In March 2018, DFFI held its first annual North Bolivar County Farm to Table community gathering at the Lampton Street Church in Mound Bayou. The convening brought together community members, farmers, youth ambassadors, elected officials, and community organizers to share the research findings and celebrate the project. A mobile market was purchased and demonstrated at the event and GFYA shared their experiences and were hosts at the event.
Several youth ambassadors were identified and trained to operate the market, and the community leader who was trained to help lead the survey data collection with the youth served as the market manager. The mobile marked launched in June 2018. Healthy food cooking demonstrations were implemented at mobile market designated locations including church kitchens based in each community. DFFI received USDA Supplemental Nutrition Assistance Program (SNAP) Electronic Benefits Transfer (EBT) authorization for use at the mobile market.
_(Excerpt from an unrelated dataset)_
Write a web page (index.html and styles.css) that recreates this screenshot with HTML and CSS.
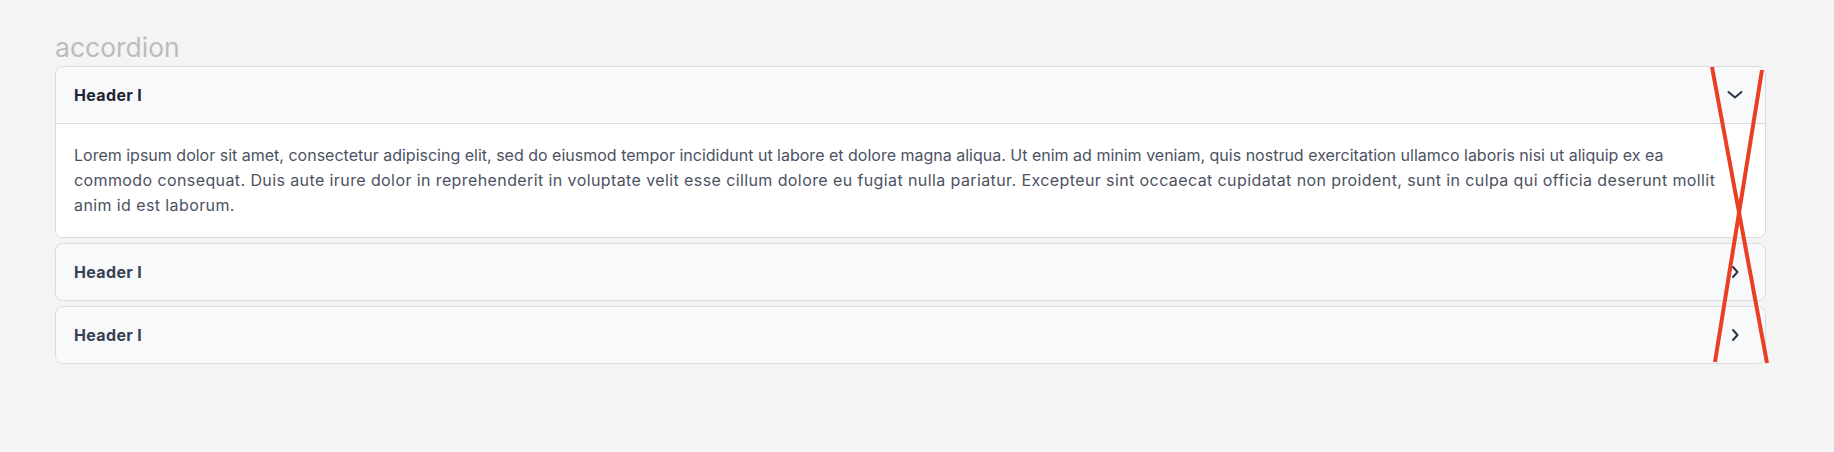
FILE: index.html
```html
<!DOCTYPE html>
<html lang="en">
<head>
<meta charset="utf-8">
<title>accordion</title>
<link rel="stylesheet" href="styles.css">
</head>
<body>
<main class="page">
  <h1 class="title">accordion</h1>
  <div class="accordion">
    <section class="item open">
      <div class="item-header">
        <span class="item-title">Header I</span>
        <svg class="chevron" width="20" height="20" viewBox="0 0 20 20" fill="none" stroke="#2d3444" stroke-width="2" stroke-linecap="round" stroke-linejoin="round"><path d="M3.5 7 10 12.5 16.5 7"/></svg>
      </div>
      <div class="item-body">Lorem ipsum dolor sit amet, consectetur adipiscing elit, sed do eiusmod tempor incididunt ut labore et dolore magna aliqua. Ut enim ad minim veniam, quis nostrud exercitation ullamco laboris nisi ut aliquip ex ea<br><span class="wide">commodo consequat. Duis aute irure dolor in reprehenderit in voluptate velit esse cillum dolore eu fugiat nulla pariatur. Excepteur sint occaecat cupidatat non proident, sunt in culpa qui officia deserunt mollit<br>anim id est laborum.</span></div>
    </section>
    <section class="item">
      <div class="item-header">
        <span class="item-title">Header I</span>
        <svg class="chevron" width="20" height="20" viewBox="0 0 20 20" fill="none" stroke="#2d3444" stroke-width="2" stroke-linecap="round" stroke-linejoin="round"><path d="M8 5 12.5 10 8 15"/></svg>
      </div>
    </section>
    <section class="item">
      <div class="item-header">
        <span class="item-title">Header I</span>
        <svg class="chevron" width="20" height="20" viewBox="0 0 20 20" fill="none" stroke="#2d3444" stroke-width="2" stroke-linecap="round" stroke-linejoin="round"><path d="M8 5 12.5 10 8 15"/></svg>
      </div>
    </section>
  </div>
  <svg class="cross" width="1834" height="452" viewBox="0 0 1834 452" fill="none" stroke="#ea3f22" stroke-width="4">
    <line x1="1712" y1="67" x2="1767" y2="363"/>
    <line x1="1762" y1="70" x2="1715" y2="362"/>
  </svg>
</main>
</body>
</html>
```

FILE: styles.css
```css
* { box-sizing: border-box; }
html, body {
  margin: 0;
  padding: 0;
  background: #f4f4f4;
}
body {
  font-family: Inter, "Noto Sans", "Liberation Sans", sans-serif;
  color: #1f2533;
}
.page {
  position: relative;
  width: 1834px;
  height: 452px;
  padding: 31px 68px 0 55px;
}
.title {
  margin: 0 0 3px 0;
  font-size: 26.5px;
  line-height: 32px;
  font-weight: 400;
  color: #bcbcbc;
}
.accordion {
  display: flex;
  flex-direction: column;
  gap: 5px;
}
.item {
  border: 1px solid #d9dbe0;
  border-radius: 8px;
  background: #f8f9fb;
  overflow: hidden;
}
.item-header {
  display: flex;
  align-items: center;
  justify-content: space-between;
  height: 56px;
  padding: 0 20px 0 18px;
  background: #f8f9fb;
}
.item-title {
  font-size: 16px;
  line-height: 24px;
  font-weight: 700;
  letter-spacing: 0.35px;
  color: #374151;
}
.open .item-title { color: #1f2533; }
.open .item-header {
  border-bottom: 1px solid #d9dbe0;
  height: 57px;
}
.item-body {
  background: #ffffff;
  padding: 19px 18px 19px 18px;
  font-size: 16px;
  line-height: 25px;
  color: #4b5262;
  white-space: nowrap;
}
.wide { letter-spacing: 0.4px; }
.chevron { display: block; }
.cross {
  position: absolute;
  left: 0;
  top: 0;
  pointer-events: none;
}
```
The mobile market operated from 30 June through 24 November 2018. Sales for the market started off strong but declined as the season changed and produce availability declined. Eight cooking classes were held during the market operation, three of the cooking classes were held in conjunction with local festivals. Seventeen GFYA have continued with the project. In October 2018 DFFI held a Town Hall meeting with over 100 in attendance to discuss the project and the first season’s results. Community feedback and input provided guidance on ways to tweak and change the program focusing on expanding days and locations for the mobile market and better ways to attract SNAP EBT recipients to the market. The Alcorn Demonstration Farm committed to expanding their youth ambassador grower program utilizing the high tunnels at the farm for season extension production and greater crop variety.